This was tricky to find as the reference frames are following the natural path until it is seen that the decoder dropped input frames.  





Cc: holmer@chromium.org pbos@chromium.org
Components: OS>Kernel>Video
May I ask if you could clarify conclusions in comment #24 please?
- What exact kind of reuse (and of what) if fine, and what kind of reuse/scenario is problematic, and why?
- Is the recommendation not to use multiple VP8 decoders at all? If so, this would prevent us from using the HW decoder in multi-party Hangouts for example.


For comment #26, what is the exact problem that causes GPU hang? In my understanding, even if we are using old references, shouldn't the worst case outcome be image corruption, but no GPU hangs?



+holmer@ and +pbos@ to please comment on the error resiliency/frame dropping issue in comment #26. Are we/could we guarantee to provide a keyframe if we are forced to drop input frames from the client/webrtc side? Thanks.

Comment 28 by pbos@chromium.org, May 10 2017

I think it sounds like we effectively leak handles: "va_context 0x02000001 and 0x02000002 will not be used again or distroyed"

If the decoder side returns an error (re comment 26), then webrtc will issue a keyframe request. This can happen for decode failures: https://chromium.googlesource.com/external/webrtc/+/f93752a2ee559ce385ff1ec7486876ccffa11757/webrtc/modules/video_coding/codecs/vp8/vp8_impl.cc#1058

The decoder needs to not silently drop these frames, but report an error. Other than that it should be fine. :)
Reply to comment #27

"- What exact kind of reuse (and of what) if fine, and what kind of reuse/scenario is problematic, and why?"

Reuse can be done for both decoder and vpp. Application should take care of surface creation/deletion on resolution change.  In this case, the first decoder and vpp can be re-used for as long as needed in this use case. 

" Is the recommendation not to use multiple VP8 decoders at all? If so, this would prevent us from using the HW decoder in multi-party Hangouts for example."

Multiple decoders can be used, the requirement is that each instance has its own config, context and surfaces. On a Multi-party session it is expected that all decoder created are actively used. 
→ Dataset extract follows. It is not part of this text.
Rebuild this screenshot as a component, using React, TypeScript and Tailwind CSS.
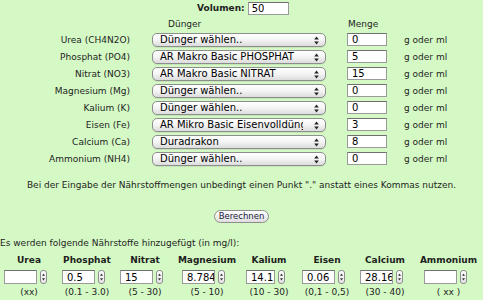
import React from "react";

type NutrientRow = {
  label: string;
  fertilizer: string;
  amount: string;
};

type ResultColumn = {
  name: string;
  value: string;
  range: string;
  width: string;
  inputWidth: string;
};

const rows: NutrientRow[] = [
  { label: "Urea (CH4N2O)", fertilizer: "Dünger wählen..", amount: "0" },
  { label: "Phosphat (PO4)", fertilizer: "AR Makro Basic PHOSPHAT", amount: "5" },
  { label: "Nitrat (NO3)", fertilizer: "AR Makro Basic NITRAT", amount: "15" },
  { label: "Magnesium (Mg)", fertilizer: "Dünger wählen..", amount: "0" },
  { label: "Kalium (K)", fertilizer: "Dünger wählen..", amount: "0" },
  { label: "Eisen (Fe)", fertilizer: "AR Mikro Basic Eisenvolldünger", amount: "3" },
  { label: "Calcium (Ca)", fertilizer: "Duradrakon", amount: "8" },
  { label: "Ammonium (NH4)", fertilizer: "Dünger wählen..", amount: "0" },
];

const results: ResultColumn[] = [
  { name: "Urea", value: "", range: "(xx)", width: "w-[58px]", inputWidth: "w-[33px]" },
  { name: "Phosphat", value: "0.5", range: "(0.1 - 3.0)", width: "w-[58px]", inputWidth: "w-[33px]" },
  { name: "Nitrat", value: "15", range: "(5 - 30)", width: "w-[58px]", inputWidth: "w-[33px]" },
  { name: "Magnesium", value: "8.784", range: "(5 - 10)", width: "w-[66px]", inputWidth: "w-[33px]" },
  { name: "Kalium", value: "14.15", range: "(10 - 30)", width: "w-[58px]", inputWidth: "w-[29px]" },
  { name: "Eisen", value: "0.06", range: "(0,1 - 0,5)", width: "w-[58px]", inputWidth: "w-[33px]" },
  { name: "Calcium", value: "28.16", range: "(30 - 40)", width: "w-[58px]", inputWidth: "w-[33px]" },
  { name: "Ammonium", value: "", range: "( xx )", width: "w-[69px]", inputWidth: "w-[33px]" },
];

function UpDownArrows({ className }: { className?: string }) {
  return (
    <svg className={className} width="5" height="9" viewBox="0 0 5 9" aria-hidden="true">
      <path d="M2.5 0.5 L4.8 3.6 L0.2 3.6 Z" fill="#222" />
      <path d="M2.5 8.5 L4.8 5.4 L0.2 5.4 Z" fill="#222" />
    </svg>
  );
}

function FakeSelect({ value }: { value: string }) {
  return (
    <div className="relative ml-[22px] flex h-[14px] w-[174px] items-center overflow-hidden rounded-[5px] border border-[#8d8d8d] bg-gradient-to-b from-white via-[#f4f4f4] to-[#dcdcdc] shadow-[0_1px_0_rgba(0,0,0,0.08)]">
      <span className="block w-[150px] overflow-hidden whitespace-nowrap pl-[7px] text-[10px] leading-[12px] text-black">{value}</span>
      <UpDownArrows className="absolute right-[6px] top-[2px]" />
    </div>
  );
}

function Stepper() {
  return (
    <div className="flex h-[14px] w-[7px] items-center justify-center rounded-[3px] border border-[#8d8d8d] bg-gradient-to-b from-white to-[#e4e4e4]">
      <svg width="3" height="8" viewBox="0 0 3 8" aria-hidden="true">
        <path d="M1.5 0.5 L3 2.8 L0 2.8 Z" fill="#333" />
        <path d="M1.5 7.5 L3 5.2 L0 5.2 Z" fill="#333" />
      </svg>
    </div>
  );
}

export default function App() {
  return (
    <div className="h-[300px] w-[483px] overflow-hidden bg-[#d5f9c5] pt-[2px] text-[9px] text-[#1e1e1e]" style={{ fontFamily: '"DejaVu Sans", Verdana, sans-serif' }}>
      <div className="flex h-[13px] items-center pl-[197px]">
        <span className="font-bold leading-[13px]">Volumen:</span>
        <input
          readOnly
          value="50"
          className="ml-[3px] h-[13px] w-[41px] border border-[#9a9a9a] border-t-[#6f6f6f] bg-white pl-[3px] text-[10px] leading-[11px] text-black outline-none"
        />
      </div>

      <div className="flex h-[16px] items-center pt-[1px]">
        <span className="ml-[168px] w-[180px] leading-[12px]">Dünger</span>
        <span className="leading-[12px]">Menge</span>
      </div>

      {rows.map((row) => (
        <div key={row.label} className="flex h-[17px] items-center">
          <span className="w-[130px] text-right leading-[12px]">{row.label}</span>
          <FakeSelect value={row.fertilizer} />
          <input
            readOnly
            value={row.amount}
            className="ml-[21px] h-[13px] w-[40px] border border-[#9a9a9a] border-t-[#6f6f6f] bg-white pl-[4px] text-[10px] leading-[11px] text-black outline-none"
          />
          <span className="ml-[17px] leading-[12px]">g oder ml</span>
        </div>
      ))}

      <p className="mt-[13px] text-center leading-[11px]">Bei der Eingabe der Nährstoffmengen unbedingt einen Punkt "." anstatt eines Kommas nutzen.</p>

      <div className="mt-[19px] flex justify-center">
        <button className="flex h-[13px] w-[55px] items-center justify-center rounded-full border border-[#8d8d8d] bg-gradient-to-b from-white to-[#dedede] text-[8.5px] leading-[11px] text-[#1a1a3a]">
          Berechnen
        </button>
      </div>

      <p className="mt-[14px] leading-[12px]">Es werden folgende Nährstoffe hinzugefügt (in mg/l):</p>

      <div className="mt-[6px] flex">
        {results.map((col) => (
          <div key={col.name} className={`flex flex-col items-center ${col.width}`}>
            <span className="font-bold leading-[11px]">{col.name}</span>
            <div className="mr-[7px] mt-[4px] flex items-center gap-[3px]">
              <input
                readOnly
                value={col.value}
                className={`h-[14px] ${col.inputWidth} border border-[#9a9a9a] border-t-[#6f6f6f] bg-white pl-[4px] text-[10px] leading-[12px] text-black outline-none`}
              />
              <Stepper />
            </div>
            <span className="mt-[2px] whitespace-nowrap leading-[12px]">{col.range}</span>
          </div>
        ))}
      </div>
    </div>
  );
}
I am not clear yet what which surface is causing the GPU hang exactly.  It is correct that old references should only cause image corruption unless a surface was already released and tried to be used again.  I haven't found evidence of such behavior yet. 

VA-API decoder is not receiving a key frame after skipping input frames.  It is the chrome + GPU process skipping frames.  From VA-API perspective all input bitstream frames are treating as continuous stream as the application is commanding so. 


Currently we create a VA config for each decoder, and on each resolution change we use this config to (re)create a new set of VA surfaces and a VA context associated with these surfaces, destroying previous ones. My understanding is that this should be fine and not be causing issues?

How do we define "port reconfiguration" in this context?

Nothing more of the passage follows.